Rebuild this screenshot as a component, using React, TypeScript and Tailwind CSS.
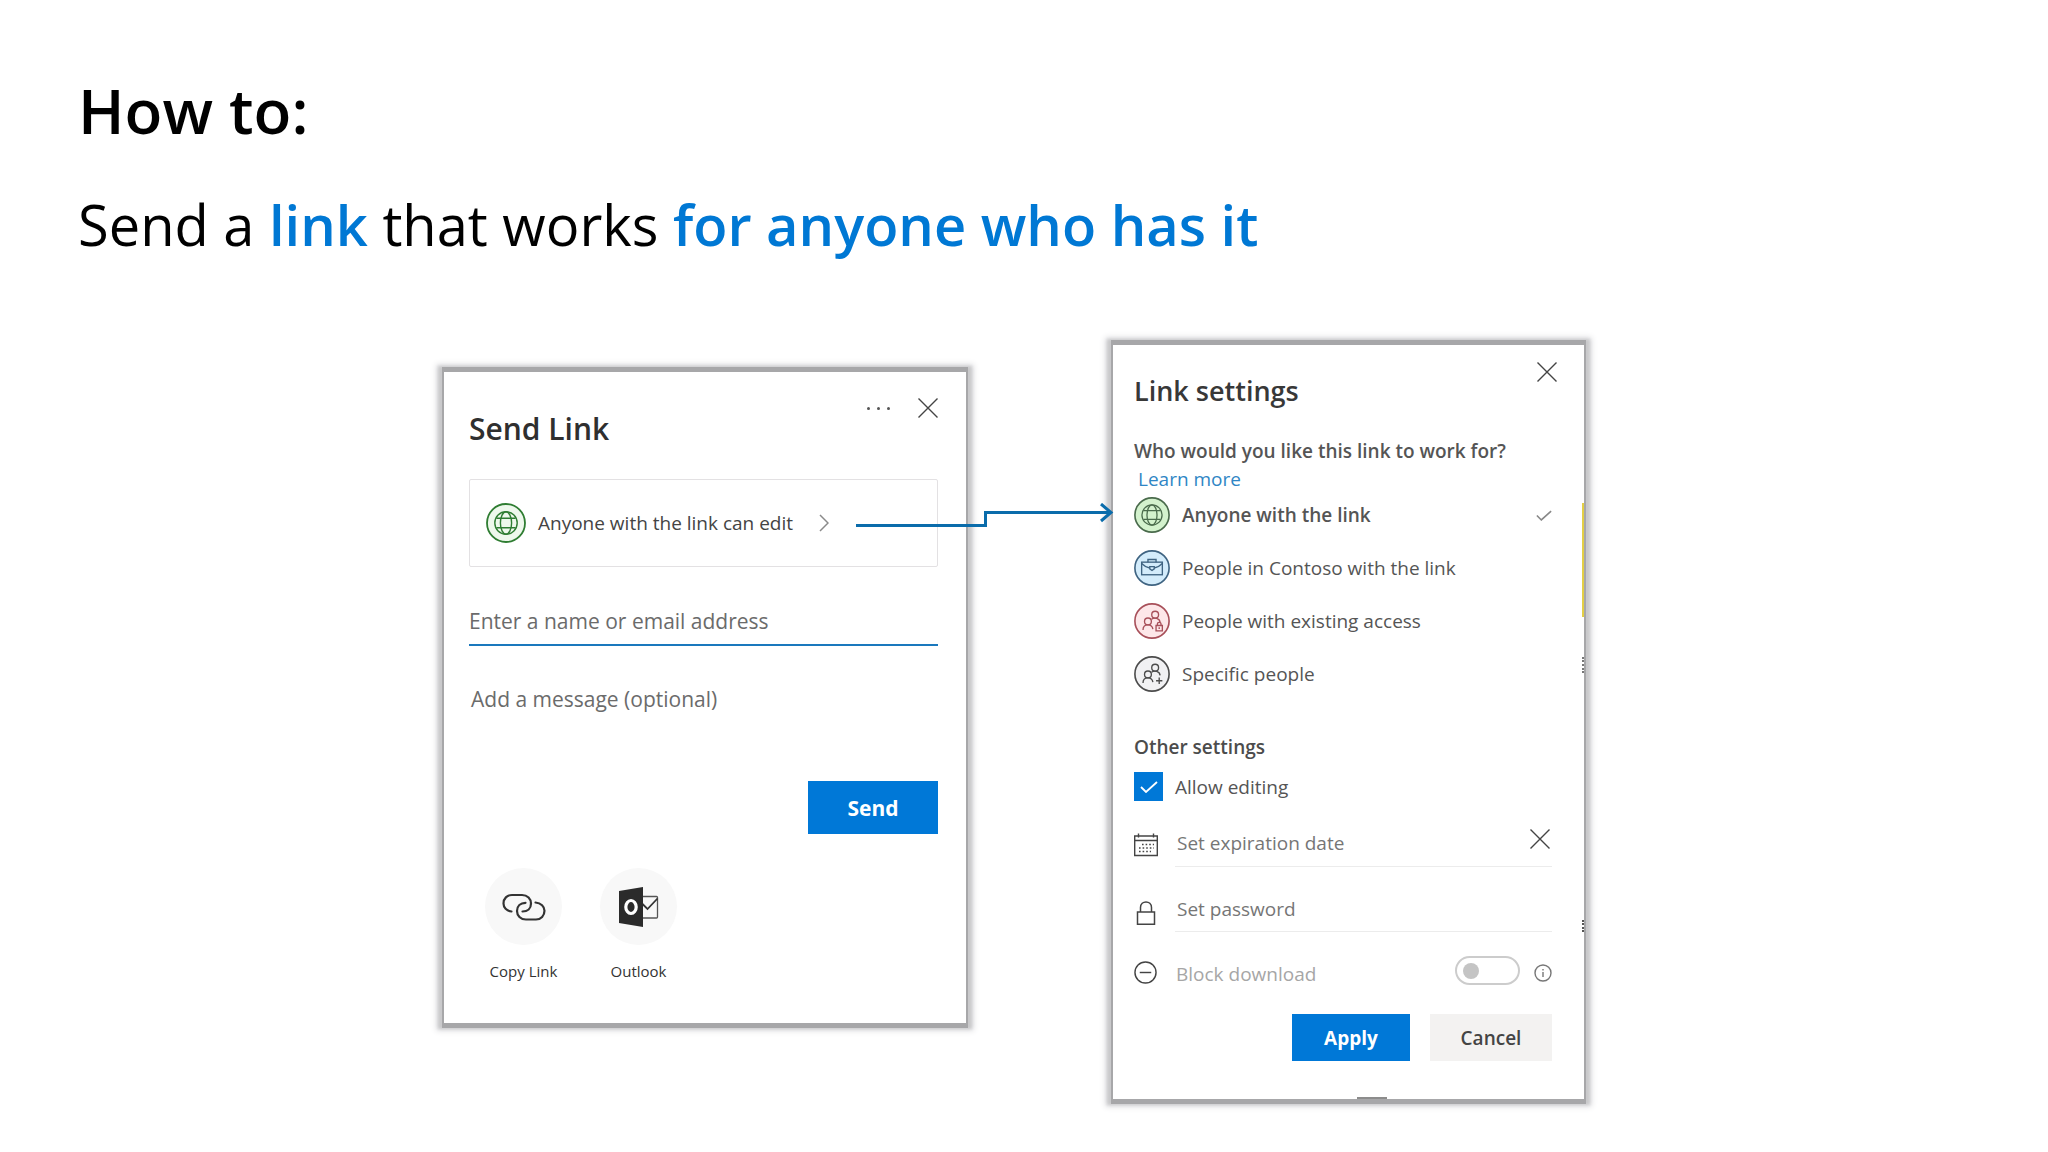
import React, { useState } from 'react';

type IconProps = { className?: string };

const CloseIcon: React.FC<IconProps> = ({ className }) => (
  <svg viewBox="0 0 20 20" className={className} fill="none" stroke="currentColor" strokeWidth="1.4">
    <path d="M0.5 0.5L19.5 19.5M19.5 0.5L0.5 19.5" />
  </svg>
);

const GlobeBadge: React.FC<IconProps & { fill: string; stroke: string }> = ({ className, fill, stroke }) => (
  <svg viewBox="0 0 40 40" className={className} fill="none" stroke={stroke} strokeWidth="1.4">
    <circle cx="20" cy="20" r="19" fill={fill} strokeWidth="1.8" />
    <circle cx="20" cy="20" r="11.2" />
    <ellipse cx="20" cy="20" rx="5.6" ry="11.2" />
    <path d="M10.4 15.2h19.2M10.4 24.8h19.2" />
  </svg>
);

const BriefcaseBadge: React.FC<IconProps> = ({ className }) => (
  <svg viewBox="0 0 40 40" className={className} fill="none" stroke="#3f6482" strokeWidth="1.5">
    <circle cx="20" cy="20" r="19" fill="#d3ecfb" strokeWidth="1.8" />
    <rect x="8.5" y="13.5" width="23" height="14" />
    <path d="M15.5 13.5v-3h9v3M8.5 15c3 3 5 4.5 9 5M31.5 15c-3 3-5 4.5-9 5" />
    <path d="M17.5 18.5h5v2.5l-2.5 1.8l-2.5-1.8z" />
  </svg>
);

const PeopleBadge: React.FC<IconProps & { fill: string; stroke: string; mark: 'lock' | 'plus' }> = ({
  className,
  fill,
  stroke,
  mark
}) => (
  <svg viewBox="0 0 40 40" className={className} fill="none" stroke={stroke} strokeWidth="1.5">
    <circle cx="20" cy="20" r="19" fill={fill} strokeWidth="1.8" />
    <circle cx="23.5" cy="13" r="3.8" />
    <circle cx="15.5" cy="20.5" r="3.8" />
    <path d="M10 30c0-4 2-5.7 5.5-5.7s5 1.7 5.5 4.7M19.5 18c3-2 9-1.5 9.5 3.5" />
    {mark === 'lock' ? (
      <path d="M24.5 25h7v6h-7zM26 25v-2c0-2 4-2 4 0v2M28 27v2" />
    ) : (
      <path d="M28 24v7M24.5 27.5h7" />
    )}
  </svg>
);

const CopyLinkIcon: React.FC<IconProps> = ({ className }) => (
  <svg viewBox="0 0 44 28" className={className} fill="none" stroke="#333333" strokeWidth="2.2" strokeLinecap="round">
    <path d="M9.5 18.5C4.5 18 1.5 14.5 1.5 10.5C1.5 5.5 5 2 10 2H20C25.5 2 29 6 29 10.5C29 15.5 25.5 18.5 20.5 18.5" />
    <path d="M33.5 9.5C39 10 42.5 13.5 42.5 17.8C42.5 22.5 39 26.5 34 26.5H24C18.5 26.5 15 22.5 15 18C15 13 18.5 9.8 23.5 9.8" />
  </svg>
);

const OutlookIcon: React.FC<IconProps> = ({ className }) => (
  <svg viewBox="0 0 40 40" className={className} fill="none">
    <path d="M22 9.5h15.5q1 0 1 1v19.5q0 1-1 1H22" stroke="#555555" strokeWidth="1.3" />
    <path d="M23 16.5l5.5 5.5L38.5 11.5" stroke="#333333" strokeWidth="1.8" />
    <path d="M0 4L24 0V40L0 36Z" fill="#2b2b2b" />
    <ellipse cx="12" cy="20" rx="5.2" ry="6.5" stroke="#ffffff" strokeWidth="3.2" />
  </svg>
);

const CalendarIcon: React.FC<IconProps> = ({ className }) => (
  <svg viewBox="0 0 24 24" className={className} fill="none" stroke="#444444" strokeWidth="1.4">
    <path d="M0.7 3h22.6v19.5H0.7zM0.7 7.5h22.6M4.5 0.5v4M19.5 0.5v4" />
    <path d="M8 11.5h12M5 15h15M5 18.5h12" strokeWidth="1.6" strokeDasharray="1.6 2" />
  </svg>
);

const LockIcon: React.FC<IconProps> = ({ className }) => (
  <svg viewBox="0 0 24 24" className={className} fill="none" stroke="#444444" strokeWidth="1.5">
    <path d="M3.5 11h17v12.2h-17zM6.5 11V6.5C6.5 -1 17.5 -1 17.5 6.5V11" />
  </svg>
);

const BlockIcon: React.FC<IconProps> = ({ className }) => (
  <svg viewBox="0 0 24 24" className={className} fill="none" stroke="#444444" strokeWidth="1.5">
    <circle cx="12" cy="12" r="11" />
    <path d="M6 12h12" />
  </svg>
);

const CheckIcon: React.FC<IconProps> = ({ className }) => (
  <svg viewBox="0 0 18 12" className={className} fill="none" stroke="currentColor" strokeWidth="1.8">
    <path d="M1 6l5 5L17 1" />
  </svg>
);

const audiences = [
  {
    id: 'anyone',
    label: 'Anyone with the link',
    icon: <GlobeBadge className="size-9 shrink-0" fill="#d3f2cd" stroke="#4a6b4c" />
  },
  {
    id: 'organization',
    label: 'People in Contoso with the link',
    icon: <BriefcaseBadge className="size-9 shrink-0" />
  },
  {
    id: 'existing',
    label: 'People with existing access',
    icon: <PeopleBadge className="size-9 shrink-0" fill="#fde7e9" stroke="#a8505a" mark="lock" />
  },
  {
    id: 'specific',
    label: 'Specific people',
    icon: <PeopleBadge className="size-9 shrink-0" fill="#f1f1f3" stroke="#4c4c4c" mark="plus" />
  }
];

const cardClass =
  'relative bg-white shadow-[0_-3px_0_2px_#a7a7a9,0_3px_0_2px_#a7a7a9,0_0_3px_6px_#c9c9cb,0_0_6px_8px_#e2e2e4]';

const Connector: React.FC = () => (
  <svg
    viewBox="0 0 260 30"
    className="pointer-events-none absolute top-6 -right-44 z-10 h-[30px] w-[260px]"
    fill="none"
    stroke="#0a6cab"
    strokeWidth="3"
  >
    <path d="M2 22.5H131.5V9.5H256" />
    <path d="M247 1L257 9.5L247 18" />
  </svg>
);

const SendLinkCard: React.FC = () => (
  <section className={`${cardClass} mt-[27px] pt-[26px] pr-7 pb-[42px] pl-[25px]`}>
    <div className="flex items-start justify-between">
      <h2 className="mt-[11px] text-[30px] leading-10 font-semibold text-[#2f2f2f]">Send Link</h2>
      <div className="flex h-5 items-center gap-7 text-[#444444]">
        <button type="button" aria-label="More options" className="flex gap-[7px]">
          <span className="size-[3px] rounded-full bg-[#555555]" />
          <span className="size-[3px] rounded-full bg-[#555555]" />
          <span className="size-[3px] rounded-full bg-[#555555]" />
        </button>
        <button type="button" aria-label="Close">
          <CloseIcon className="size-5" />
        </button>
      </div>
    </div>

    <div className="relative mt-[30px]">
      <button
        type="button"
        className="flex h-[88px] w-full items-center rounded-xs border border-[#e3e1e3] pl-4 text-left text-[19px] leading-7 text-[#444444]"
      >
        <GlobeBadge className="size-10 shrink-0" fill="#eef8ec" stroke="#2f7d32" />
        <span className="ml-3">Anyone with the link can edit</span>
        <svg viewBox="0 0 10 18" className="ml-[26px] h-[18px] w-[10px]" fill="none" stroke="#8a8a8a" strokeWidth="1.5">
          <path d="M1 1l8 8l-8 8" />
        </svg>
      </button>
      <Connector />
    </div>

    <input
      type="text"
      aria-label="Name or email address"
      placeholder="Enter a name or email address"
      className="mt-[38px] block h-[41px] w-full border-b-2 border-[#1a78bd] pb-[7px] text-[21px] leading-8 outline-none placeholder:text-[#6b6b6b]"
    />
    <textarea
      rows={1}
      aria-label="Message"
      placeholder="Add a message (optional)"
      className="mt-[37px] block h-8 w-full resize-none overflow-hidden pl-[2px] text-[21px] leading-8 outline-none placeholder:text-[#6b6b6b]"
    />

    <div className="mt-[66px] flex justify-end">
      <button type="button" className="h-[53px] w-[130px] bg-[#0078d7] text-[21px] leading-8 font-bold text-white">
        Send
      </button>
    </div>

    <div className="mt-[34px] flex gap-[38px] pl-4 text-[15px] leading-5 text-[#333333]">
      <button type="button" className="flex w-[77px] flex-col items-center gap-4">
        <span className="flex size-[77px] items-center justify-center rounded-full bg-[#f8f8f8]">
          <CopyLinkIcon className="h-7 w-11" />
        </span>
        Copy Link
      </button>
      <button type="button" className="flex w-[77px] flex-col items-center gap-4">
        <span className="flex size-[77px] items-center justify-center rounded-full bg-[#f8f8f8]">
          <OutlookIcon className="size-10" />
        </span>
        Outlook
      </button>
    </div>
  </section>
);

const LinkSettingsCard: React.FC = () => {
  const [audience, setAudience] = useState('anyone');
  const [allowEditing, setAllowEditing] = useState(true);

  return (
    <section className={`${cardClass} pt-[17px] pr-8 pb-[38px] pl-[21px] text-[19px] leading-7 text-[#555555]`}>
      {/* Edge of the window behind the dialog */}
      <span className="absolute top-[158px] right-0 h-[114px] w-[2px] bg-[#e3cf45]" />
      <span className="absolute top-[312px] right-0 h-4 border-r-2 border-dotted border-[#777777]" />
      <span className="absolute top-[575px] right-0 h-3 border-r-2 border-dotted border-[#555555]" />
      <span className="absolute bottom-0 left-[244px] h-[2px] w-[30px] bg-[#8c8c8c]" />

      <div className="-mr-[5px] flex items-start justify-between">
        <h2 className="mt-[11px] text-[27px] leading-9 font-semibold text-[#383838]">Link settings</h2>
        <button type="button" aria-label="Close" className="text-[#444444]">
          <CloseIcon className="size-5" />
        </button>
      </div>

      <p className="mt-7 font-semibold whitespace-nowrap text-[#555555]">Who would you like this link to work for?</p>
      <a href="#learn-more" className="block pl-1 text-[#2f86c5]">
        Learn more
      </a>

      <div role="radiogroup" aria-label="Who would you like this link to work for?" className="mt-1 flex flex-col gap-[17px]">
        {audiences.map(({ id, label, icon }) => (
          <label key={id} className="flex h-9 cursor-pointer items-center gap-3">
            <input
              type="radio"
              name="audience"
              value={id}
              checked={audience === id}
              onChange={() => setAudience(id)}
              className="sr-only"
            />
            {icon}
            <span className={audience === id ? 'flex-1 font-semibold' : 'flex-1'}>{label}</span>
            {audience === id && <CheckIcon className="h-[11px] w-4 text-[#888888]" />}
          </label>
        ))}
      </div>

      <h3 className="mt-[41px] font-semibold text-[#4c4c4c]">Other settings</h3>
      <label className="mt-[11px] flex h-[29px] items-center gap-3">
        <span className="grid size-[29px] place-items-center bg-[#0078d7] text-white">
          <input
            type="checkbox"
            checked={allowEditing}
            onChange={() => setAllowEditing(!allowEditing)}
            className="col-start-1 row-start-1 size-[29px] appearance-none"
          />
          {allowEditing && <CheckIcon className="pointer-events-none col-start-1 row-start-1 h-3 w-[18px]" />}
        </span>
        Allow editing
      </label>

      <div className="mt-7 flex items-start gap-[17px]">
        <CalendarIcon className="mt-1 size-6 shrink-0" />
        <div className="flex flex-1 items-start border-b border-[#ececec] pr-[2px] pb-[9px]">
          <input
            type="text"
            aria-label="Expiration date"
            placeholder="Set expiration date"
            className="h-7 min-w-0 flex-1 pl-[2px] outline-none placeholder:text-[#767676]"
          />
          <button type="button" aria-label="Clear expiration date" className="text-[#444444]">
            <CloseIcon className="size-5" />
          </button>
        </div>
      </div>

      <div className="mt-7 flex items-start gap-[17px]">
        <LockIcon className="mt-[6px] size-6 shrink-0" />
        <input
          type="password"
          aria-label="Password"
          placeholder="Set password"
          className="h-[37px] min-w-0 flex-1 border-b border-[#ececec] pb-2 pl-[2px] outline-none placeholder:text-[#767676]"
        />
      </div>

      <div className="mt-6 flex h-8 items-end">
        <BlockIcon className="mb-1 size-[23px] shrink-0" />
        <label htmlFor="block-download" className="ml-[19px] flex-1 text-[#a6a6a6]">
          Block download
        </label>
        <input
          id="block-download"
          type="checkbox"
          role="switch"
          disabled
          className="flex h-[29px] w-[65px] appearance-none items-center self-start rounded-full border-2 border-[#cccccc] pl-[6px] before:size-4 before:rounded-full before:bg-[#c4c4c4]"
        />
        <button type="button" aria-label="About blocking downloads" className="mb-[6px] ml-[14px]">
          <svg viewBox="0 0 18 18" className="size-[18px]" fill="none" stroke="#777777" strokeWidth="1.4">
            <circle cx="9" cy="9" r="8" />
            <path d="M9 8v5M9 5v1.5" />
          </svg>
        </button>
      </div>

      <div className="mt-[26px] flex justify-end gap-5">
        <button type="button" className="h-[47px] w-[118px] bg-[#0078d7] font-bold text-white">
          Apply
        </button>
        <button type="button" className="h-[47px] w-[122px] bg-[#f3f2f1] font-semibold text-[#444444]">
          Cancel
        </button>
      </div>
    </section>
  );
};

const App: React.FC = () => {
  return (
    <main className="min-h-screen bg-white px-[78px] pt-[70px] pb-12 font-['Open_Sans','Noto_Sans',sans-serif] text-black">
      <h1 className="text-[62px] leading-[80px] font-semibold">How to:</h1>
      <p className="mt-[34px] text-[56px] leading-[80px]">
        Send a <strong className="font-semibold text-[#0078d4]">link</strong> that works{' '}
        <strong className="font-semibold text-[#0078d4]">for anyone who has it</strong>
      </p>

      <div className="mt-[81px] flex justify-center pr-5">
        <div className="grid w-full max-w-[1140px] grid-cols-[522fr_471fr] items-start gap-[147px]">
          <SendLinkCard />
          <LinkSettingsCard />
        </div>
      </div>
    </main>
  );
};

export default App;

SHORT PROBLEM
Lines that hold "this" are the ones to copy; find all of them.

THE RESPONSE
Rebuild this screenshot as a component, using React, TypeScript and Tailwind CSS.
      <p className="mt-7 font-semibold whitespace-nowrap text-[#555555]">Who would you like this link to work for?</p>
      <div role="radiogroup" aria-label="Who would you like this link to work for?" className="mt-1 flex flex-col gap-[17px]">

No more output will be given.